The current version of the multipath draft describes two different solutions, 
single or multiple packet number spaces. It also says "More evaluation and 
implementation experience is needed to select one approach before final 
publication", which is excellent.

For a layman, it's hard to understand how "we" got from there to having 
perceived consensus for a new, third, solution. Additionally, I really don't 
want to be seen as a last-minute troublemaker who is delaying a useful 
protocol, that has not been my intention.


...and now for something completely different: technical stuff.

I have convinced myself that a multiple packet number (PN) space solution is 
the best, but think it would be great if we could understand the single PN 
space option better.

You claim that a single PN space makes hardware offload easier, which is 
against my understanding after having supervised Rebecka Alfredsson's master 
thesis project on hardware offload for multipath QUIC. As I wrote in a previous 
message, receive-side hardware offload needs to expand the received compressed 
packet number to a full packet number to be able to decrypt the packet. This is 
hard to do if there are holes in the packet number sequence, which will happen 
if you have a single PN space. To be explicit, different paths can arrive on 
different offloading NICs or be handled by different threads due to 
load-balancing mechanisms similar to receive-side scaling (RSS). The same 
problem could affect more abstract designs, such as those based on P4.

It would be good to understand how the "ACK inflation" can be handled in a 
good, simple and efficient way, since a single PN space will lead to a lot of 
ACK ranges.
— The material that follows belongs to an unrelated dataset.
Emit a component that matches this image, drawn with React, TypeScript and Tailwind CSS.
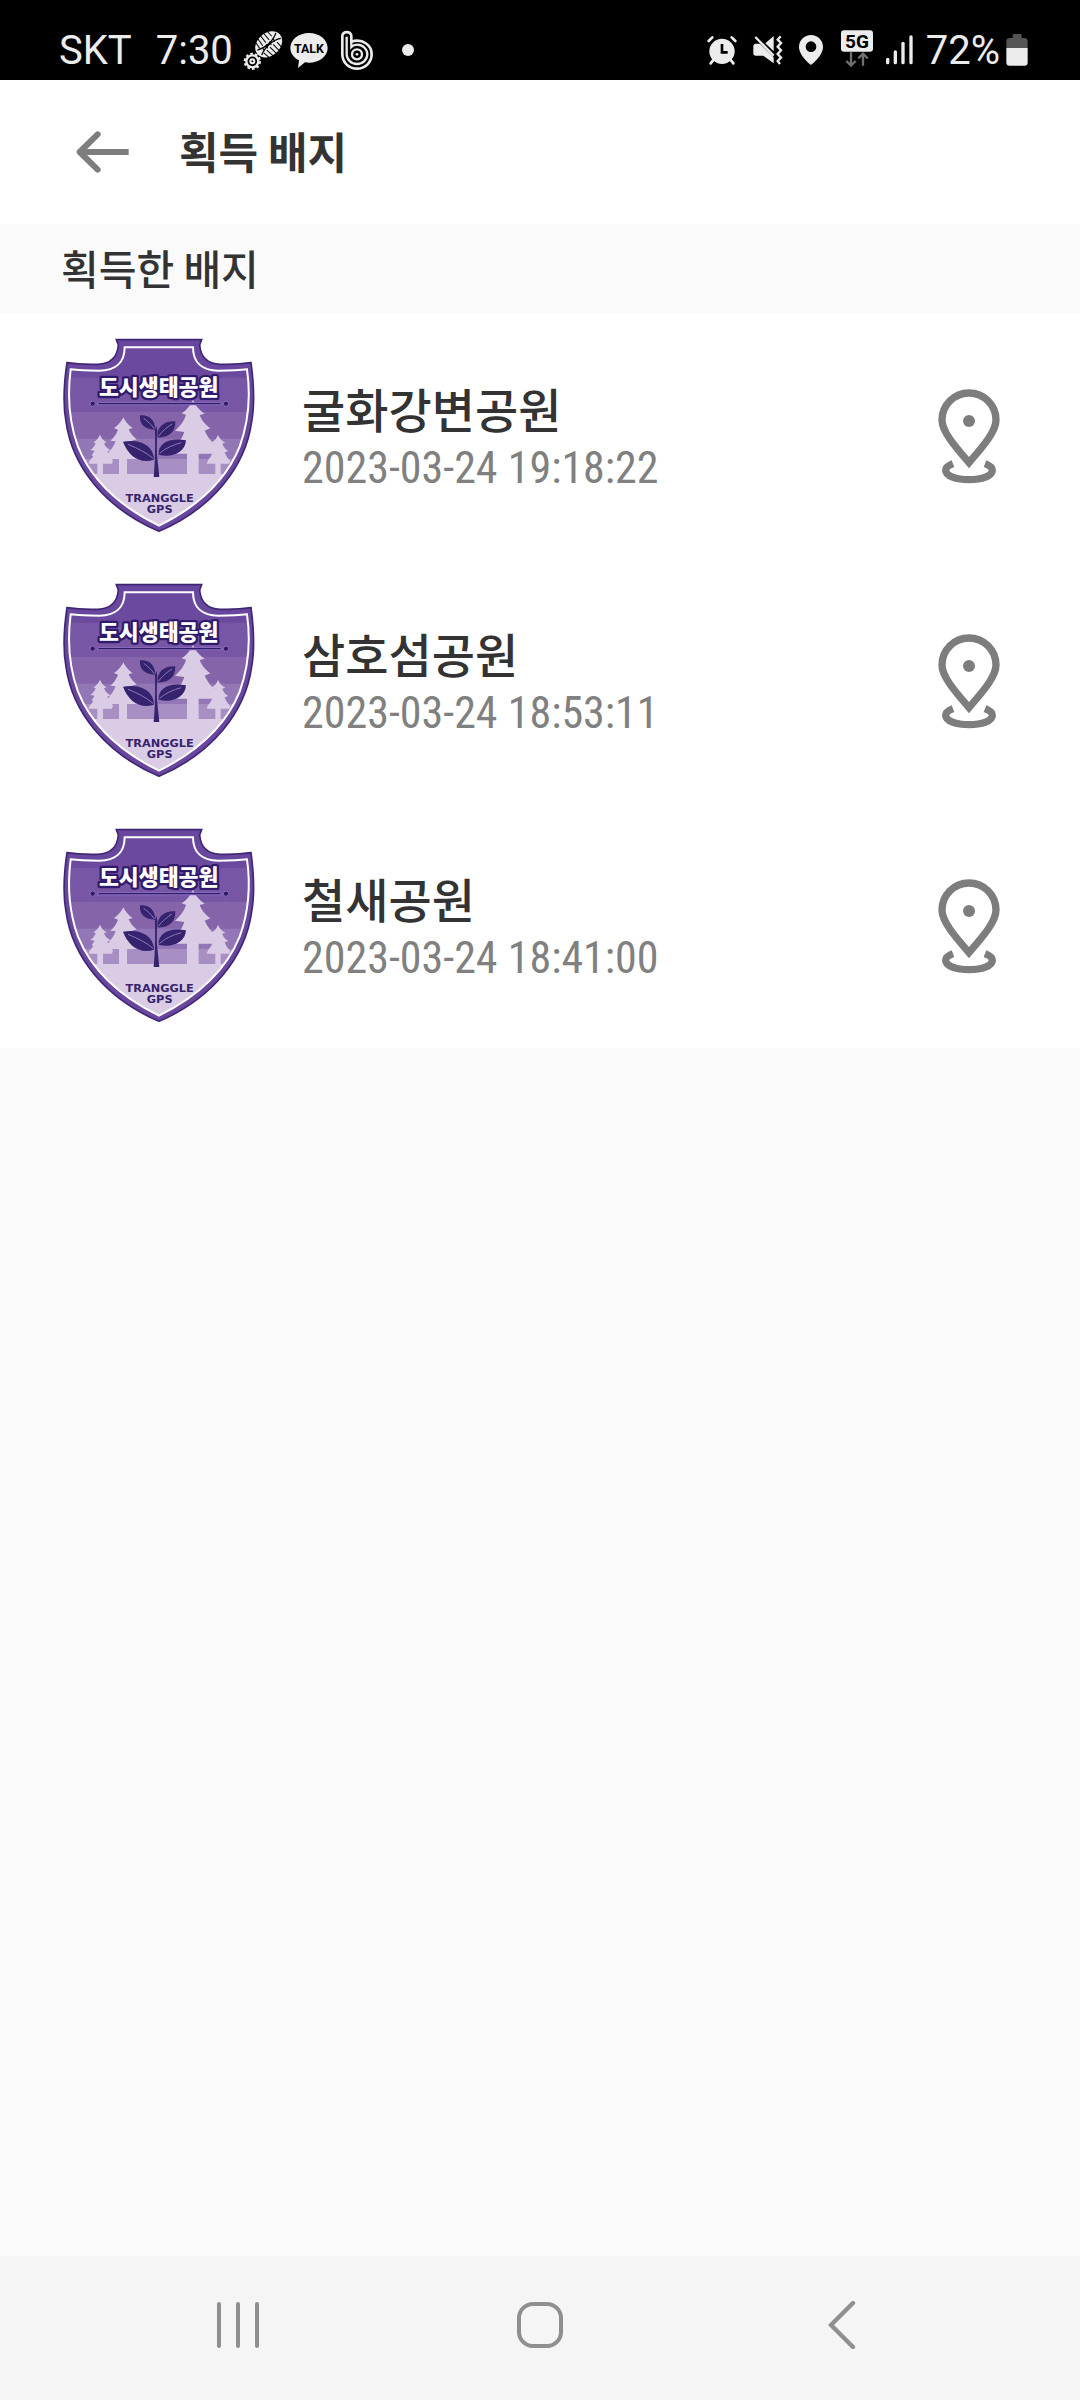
const badges = [
  { name: "굴화강변공원", date: "2023-03-24 19:18:22" },
  { name: "삼호섬공원", date: "2023-03-24 18:53:11" },
  { name: "철새공원", date: "2023-03-24 18:41:00" },
];

function StatusBar() {
  return (
    <div className="flex h-20 items-center justify-between bg-black pt-5 pr-[52px] pl-[59px] font-['Roboto',sans-serif] text-[40px] leading-none text-[#ececec]">
      <div className="flex items-center">
        <span className="pt-[2px]">SKT</span>
        <span className="ml-6 pt-[2px]">7:30</span>

        {/* shoe print + gear */}
        <svg className="ml-[10px] h-10 w-10" viewBox="0 0 120 120" fill="none">
          <g transform="rotate(-42 77 43)">
            <ellipse cx="77" cy="43" rx="45" ry="34" fill="#ececec" />
            <path d="M40 33c22 12 54 12 76-1M40 53c22-12 54-12 76 1" stroke="#000" strokeWidth="4" />
            <path d="M52 12l-3 22M64 8l-3 26M76 6l-2 28M88 8l-1 26M100 11l0 20M52 74l-3-22M64 78l-3-26M76 80l-2-28M88 78l-1-26M100 75l0-20" stroke="#000" strokeWidth="3" />
            <path d="M58 37l-5 12M72 38l-5 12M86 38l-5 12M100 37l-5 12" stroke="#000" strokeWidth="3" />
          </g>
          <circle cx="28" cy="94" r="18" stroke="#ececec" strokeWidth="7" />
          <circle cx="28" cy="94" r="23" stroke="#ececec" strokeWidth="6" strokeDasharray="8 6.5" />
          <circle cx="28" cy="94" r="6" stroke="#ececec" strokeWidth="6" />
        </svg>

        <svg className="ml-[7px] h-10 w-[38px]" viewBox="0 0 114 120">
          <path d="M57 9c31 0 56 20 56 45S88 98 57 98c-4 0-8 0-12-1L24 114l3-23C11 83 1 69 1 54 1 29 26 9 57 9z" fill="#ececec" />
          <text x="57" y="69" textAnchor="middle" fontSize="37" fontWeight="700" fill="#000">
            TALK
          </text>
        </svg>

        <svg className="ml-3 h-10 w-[34px]" viewBox="0 0 102 120" fill="none" stroke="#ececec" strokeWidth="8">
          <path d="M7 73V19C7 2 34 2 34 19v16c34-11 61 11 61 38 0 25-20 43-44 43S7 98 7 73z" />
          <path d="M20 20V73a31 29 0 1 0 31-29c-7 0-13 3-17 7V34" strokeWidth="7" />
          <circle cx="51" cy="73" r="15" strokeWidth="7" />
          <circle cx="51" cy="73" r="4" fill="#ececec" stroke="none" />
        </svg>

        <span className="ml-7 size-3 rounded-full bg-[#ececec]" />
      </div>

      <div className="flex items-center">
        {/* alarm */}
        <svg className="h-[30px] w-[30px]" viewBox="0 0 90 90" fill="none" stroke="#ececec" strokeLinecap="round">
          <circle cx="45" cy="49" r="38" fill="#ececec" stroke="none" />
          <path d="M5 18 16 7M85 18 74 7M18 76l-7 9M72 76l7 9" strokeWidth="8" />
          <path d="M45 27v25h17" stroke="#000" strokeWidth="8" strokeLinecap="butt" />
        </svg>
        {/* vibrate */}
        <svg className="ml-4 h-[30px] w-[30px]" viewBox="0 0 90 90">
          <path d="M8 26h13l41 41v18L31 62H8c-4 0-7-3-7-7V33c0-4 3-7 7-7z" fill="#ececec" />
          <path d="M37 25 62 3v46z" fill="#ececec" />
          <path d="M7 6 62 62" stroke="#ececec" strokeWidth="7" />
          <path d="M83 4l-9 10 10 10-10 11 10 11-10 11 10 11-10 10 7 9" fill="none" stroke="#ececec" strokeWidth="7" />
        </svg>
        {/* location */}
        <svg className="ml-4 h-[30px] w-6" viewBox="0 0 72 90" fill="#ececec" fillRule="evenodd">
          <path d="M36 0C16 0 0 16 0 36c0 27 36 54 36 54s36-27 36-54C72 16 56 0 36 0zm0 19a16 16 0 1 1 0 32 16 16 0 0 1 0-32z" />
        </svg>
        {/* 5G */}
        <svg className="ml-[18px] h-10 w-8" viewBox="0 0 96 120" fill="none">
          <rect y="1" width="96" height="64" rx="9" fill="#ececec" />
          <text x="48" y="53" textAnchor="middle" fontSize="57" fontWeight="700" fill="#000">
            5G
          </text>
          <path d="M30 67v38M16 93l14 14 14-14M66 107V71M52 85l14-14 14 14" stroke="#707070" strokeWidth="7" />
        </svg>
        {/* signal */}
        <svg className="ml-[13px] h-[30px] w-[27px]" viewBox="0 0 81 90" fill="#ececec">
          <rect y="68" width="10" height="20" rx="5" />
          <rect x="23" y="46" width="10" height="42" rx="5" />
          <rect x="46" y="20" width="10" height="68" rx="5" />
          <rect x="70" y="1" width="10" height="87" rx="5" />
        </svg>
        <span className="ml-[13px] pt-[2px]">72%</span>
        {/* battery */}
        <svg className="ml-[6px] h-8 w-[22px]" viewBox="0 0 66 96">
          <path d="M10 12h10V5c0-3 2-5 5-5h17c3 0 5 2 5 5v7h9c5 0 9 4 9 9v21H1V21c0-5 4-9 9-9z" fill="#555" />
          <path d="M1 42h64v44c0 5-4 9-9 9H10c-5 0-9-4-9-9z" fill="#ececec" />
        </svg>
      </div>
    </div>
  );
}

function BadgeShield() {
  return (
    <svg className="h-[195px] w-[194px] shrink-0" viewBox="36 39 582 585" aria-hidden="true">
      <defs>
        <clipPath id="shield-face">
          <path d="M224 67H429C429 112 456 137 505 137C535 137 562 137 591 133C602 210 598 285 569 365C526 472 438 547 327 602C215 547 127 472 84 365C55 285 52 210 62 133C91 137 118 137 148 137C197 137 224 112 224 67z" />
        </clipPath>
      </defs>
      <path
        d="M199 44H455L449 60C452 98 472 116 510 118C540 119 572 118 603 113C612 180 615 235 605 290C586 428 485 551 327 619C168 551 67 428 48 290C38 235 41 180 51 113C82 118 114 119 144 118C182 116 202 98 205 60z"
        fill="#6a479f"
        stroke="#3f2775"
        strokeWidth="5"
      />
      <g clipPath="url(#shield-face)">
        <rect x="40" y="60" width="580" height="100" fill="#6b499e" />
        <rect x="40" y="158" width="580" height="102" fill="#7757a5" />
        <rect x="40" y="260" width="580" height="82" fill="#8564aa" />
        <rect x="40" y="341" width="580" height="62" fill="#9376b5" />
        <rect x="40" y="402" width="580" height="46" fill="#a78fc4" />
        <rect x="40" y="447" width="580" height="170" fill="#dbcce6" />

        {/* trees */}
        <g fill="#dbcce6">
          <path d="M150 329C155 341 161 347 170 352L162 355C166 366 173 371 182 376L172 380C176 390 181 398 189 406L186 416H159V450H142V416H116C116 410 122 404 130 394L125 391L134 377L121 375C130 369 134 363 137 355L130 352C139 347 145 340 150 329z" />
          <path d="M220 277C228 293 236 301 248 309L236 313C242 327 250 335 260 343L246 347C252 360 260 370 270 380L266 402H231V450H207V402H169L173 386C184 374 192 362 197 349L181 347C191 339 199 327 204 314L192 309C204 301 212 293 220 277z" />
          <path d="M429 225C437 243 448 256 464 266L449 270C456 288 466 299 481 310L464 317C472 334 482 348 498 362L492 386H446V450H411V386H365L382 358C392 346 399 333 403 321L375 317C390 303 403 288 408 269L395 265C410 255 421 242 429 225z" />
          <path d="M504 329C509 341 515 347 526 353L517 356C520 366 526 373 535 378L524 382C528 394 534 402 541 408L538 416H512V450H496V416H470L474 406C480 398 486 389 489 381L476 378C484 373 490 366 493 356L484 353C493 348 500 341 504 329z" />
        </g>

        {/* sprout */}
        <g fill="#36236f">
          <path d="M311 456C315 412 316 376 315 315L319 302L322 318C321 344 320 362 321 390L328 456z" />
          <path d="M270 271C295 268 316 283 315 314C286 315 267 298 270 271z" />
          <path d="M376 289C377 320 357 339 323 337C320 305 343 287 376 289z" />
          <path d="M219 350C266 342 310 358 312 404C269 418 234 392 219 350z" />
          <path d="M408 346C406 382 367 400 326 389C323 353 361 336 408 346z" />
        </g>
        <path
          d="M281 280C293 289 305 299 313 312M366 297C350 307 336 319 325 334M234 358C263 370 290 383 310 401M394 353C370 359 347 369 329 385"
          fill="none"
          stroke="#8d76b5"
          strokeWidth="3"
        />
      </g>
      <path
        d="M224 67H429C429 112 456 137 505 137C535 137 562 137 591 133C602 210 598 285 569 365C526 472 438 547 327 602C215 547 127 472 84 365C55 285 52 210 62 133C91 137 118 137 148 137C197 137 224 112 224 67z"
        fill="none"
        stroke="#fff"
        strokeWidth="6"
      />

      {/* ribbon line */}
      <path d="M145 236H512" stroke="#8f70c0" strokeWidth="9" strokeLinecap="round" />
      <path d="M145 236H512" stroke="#2f1a6b" strokeWidth="4" />
      <g fill="#2f1a6b" stroke="#8f70c0" strokeWidth="3">
        <circle cx="128" cy="236" r="8" />
        <circle cx="528" cy="236" r="8" />
      </g>

      <text
        x="326"
        y="211"
        textAnchor="middle"
        fontSize="65"
        fontWeight="900"
        fill="#fff"
        stroke="#2f1a6b"
        strokeWidth="14"
        strokeLinejoin="round"
        paintOrder="stroke"
        className="font-['Noto_Sans_CJK_KR',sans-serif]"
      >
        도시생태공원
      </text>
      <g textAnchor="middle" fontSize="34" fontWeight="700" fill="#36236f" className="font-['DejaVu_Sans',sans-serif]">
        <text x="329" y="530">TRANGGLE</text>
        <text x="329" y="564">GPS</text>
      </g>
    </svg>
  );
}

function MapPin() {
  return (
    <svg className="h-[98px] w-16" viewBox="111 79 192 294" fill="none" stroke="#7d7d7d" strokeWidth="22">
      <path d="M207 306C165 257 126 213 126 178a81 81 0 0 1 162 0C288 213 249 257 207 306z" />
      <circle cx="207" cy="181" r="18" fill="#7d7d7d" stroke="none" />
      <path d="M159 309C146 314 137 321 137 329C137 346 168 357 207 357S277 346 277 329C277 321 268 314 255 309" />
    </svg>
  );
}

export default function App() {
  return (
    <div className="flex min-h-screen flex-col bg-[#fafafa] font-['Noto_Sans_CJK_KR',sans-serif] text-[#333]">
      <StatusBar />

      <header className="flex h-36 items-center bg-white pl-[75px]">
        <button type="button" aria-label="뒤로">
          <svg className="h-[42px] w-[54px]" viewBox="0 0 162 126" fill="none" stroke="#7d7d7d" strokeWidth="18">
            <path d="M68 10 14 63l54 53" strokeLinecap="round" strokeLinejoin="round" />
            <path d="M16 63h145" />
          </svg>
        </button>
        <h1 className="ml-[50px] pb-1 text-[43px] leading-none font-bold">획득 배지</h1>
      </header>

      <h2 className="flex h-[89px] items-center pb-[2px] pl-[61px] text-[41px] leading-none font-medium">획득한 배지</h2>

      <main className="flex-1">
        <ul className="bg-white">
          {badges.map((badge) => (
            <li key={badge.name} className="flex items-center py-[25px] pr-[79px] pl-[62px]">
              <BadgeShield />
              <div className="ml-[46px] flex-1 pt-2">
                <p className="text-[47px] leading-[56px] font-medium">{badge.name}</p>
                <p className="font-['Roboto_Condensed','Roboto',sans-serif] text-[44px] leading-[64px] text-[#808080]">
                  {badge.date}
                </p>
              </div>
              <button type="button" aria-label={`${badge.name} 지도`}>
                <MapPin />
              </button>
            </li>
          ))}
        </ul>
      </main>

      <nav className="grid h-36 grid-cols-3 place-items-center bg-[#f5f5f5] px-[87px] pb-[6px]">
        <button type="button" aria-label="최근 앱" className="flex gap-[15px]">
          <span className="h-[46px] w-1 rounded-full bg-[#8f8f8f]" />
          <span className="h-[46px] w-1 rounded-full bg-[#8f8f8f]" />
          <span className="h-[46px] w-1 rounded-full bg-[#8f8f8f]" />
        </button>
        <button type="button" aria-label="홈" className="size-[46px] rounded-2xl border-4 border-[#8f8f8f]" />
        <button type="button" aria-label="이전">
          <svg className="h-12 w-7" viewBox="0 0 84 144" fill="none" stroke="#8f8f8f" strokeWidth="13" strokeLinecap="round">
            <path d="M75 6 9 72l66 66" />
          </svg>
        </button>
      </nav>
    </div>
  );
}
Preferably, a specification of a single PN space solution should 
give some implementation guidance (just like RFC 9002 does for loss detection 
etc).


/me

________________________________
From: Christian Huitema <[email protected]><mailto:[email protected]>
To: Michael Eriksson 
<[email protected]><mailto:[email protected]>, Yanmei 
Liu <[email protected]><mailto:[email protected]>
Cc: IETF QUIC WG <[email protected]><mailto:[email protected]>
Subject: Heads up -- unifying of multipath options.
Date: Wed, 15 Jun 2022 21:37:20 +0200 (Central European Summer Time)

On 6/15/2022 12:07 PM, Michael Eriksson wrote:

> In my response to Christian Huitema, I suggest a design that fully supports 
> client-side zero-length connection IDs but only uses multiple PN spaces. In 
> addition to (noticeably) reduced complexity, it has these advantages:
>
>    1.  Support for full use of ECN also for paths with zero-length connection 
> IDs
>    2.  Enabling (or at least simplifying) hardware offload when using 
> zero-length connection IDs


This discussion makes me wonder whether we have consensus for a unified 
multipath option. The authors believe that we do, but Michael clearly does not 
believe it. If we go back to the drawing board, then another unified option is 
possible, centered on the "single space" option. It would require adding a 
"path report" frame to convey congestion control information for the path, 
something like:

PATH_REPORT {
    path_identifier,
    time stamp(i),
    last received time stamp on path(i),
    delay since last time stamp(i),
    ECN Counts (..)
}ive us lots of benefits compared to the current solutions:

* easier hardware offload, as there is only on number space and one encryption 
context,
* keep using 64 bit nonce, removing the need for multipath-specific 96 bits 
nonce and new APIs,
* solve the "rtt per path" measurement issue,
* solve the "ECN per path" measurement issue,
* full support of zero-length CID,
* remove the interaction between CID and number space, no need to start a new 
number space on NAT rebinding or CID renewal,
* common code for unipath and multipath,
* and of course, single multipath option.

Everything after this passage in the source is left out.